The Documents

Apache Interviews and Correspondence (1871-1930)

The history of the Camp Grant Massacre does not end in 1871.  Although the perpetrators of the attack sought to exterminate the Apache and displace them from Aravaipa Canyon, neither of these eventualities came to pass.  There remain two large Apache reservations in Arizona today: the 1.67 million-acre White Mountain Apache Reservation and the 1.8 million-acre San Carlos Apache Reservation.  Moreover, beginning in the late 1870s, a number of survivors of the Camp Grant Massacre began to drift back to Aravaipa Canyon, where they established farms and campsites.  Other Apaches visited the canyon from time to time over the years to see friends or to gather wild plants for food and medicine.

Two of the leaders of this movement back to Aravaipa were the Apache chiefs who had arranged the initial truce between their bands and Lt.
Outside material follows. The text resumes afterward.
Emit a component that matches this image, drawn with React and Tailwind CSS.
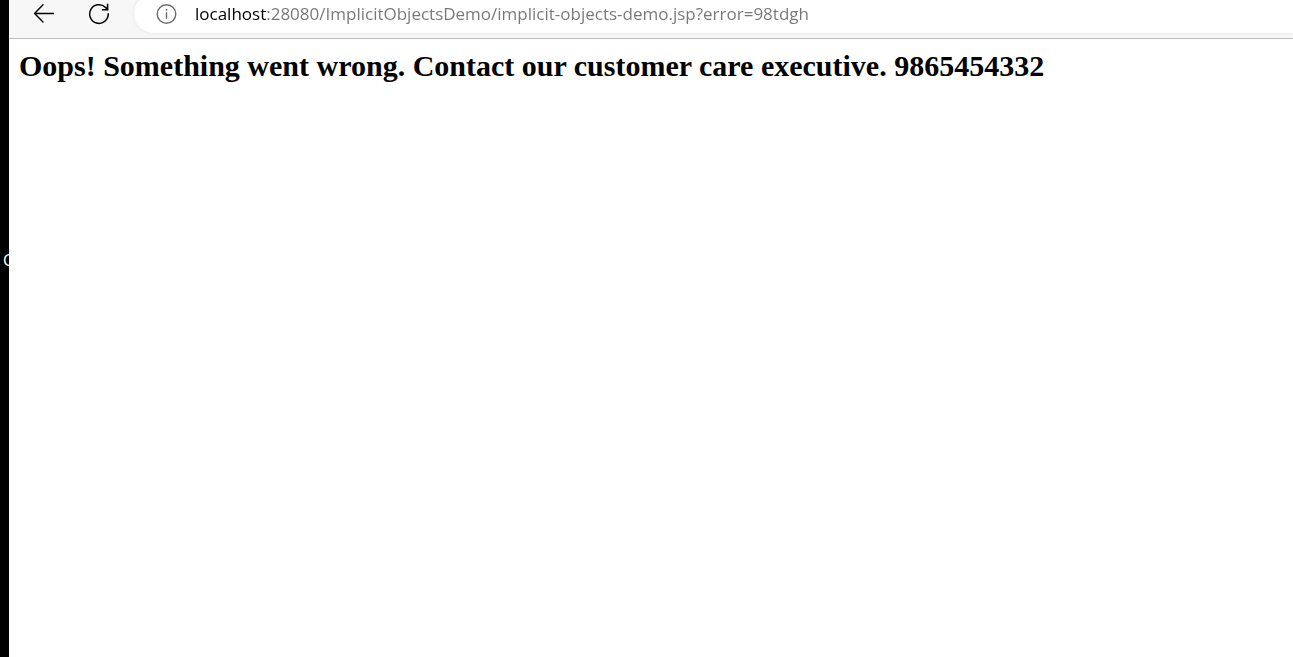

Whitman in 1871: Eskiminzin and Captain Chiquito.  Indeed, Captain Chiquito, who would claim in a letter to federal authorities that he “was born upon this land” in Aravaipa, would die at his farmstead in the canyon in 1919.

This section makes available several documents related to post-massacre Apache efforts to establish secure homes for themselves in Arizona.  The first is a short interview with several Apache leaders (including Eskiminzin and Captain Chiquito) in September, 1871, just a few months after the attack in Aravaipa Canyon. 

The second is an exchange of letters produced by reservation officials after Captain Chiquito’s death that attempted to document the chief’s family relationships and his use of land in Aravaipa Canyon.  Although focused principally on Captain Chiquito, the letters touch upon the presence of Eskiminzin’s former homestead as well as other Apache farms near Aravaipa Canyon.

The final set of documents is a collection of statements residents of the San Carlos Apache Reservation insisted be written down and sent to the Office of Indian Affairs in 1930.  While these statements make only a few allusions to Camp Grant, they reveal how the Apache had come to think of the reservation at San Carlos as a homeland that needed to be protected from outside intrusion.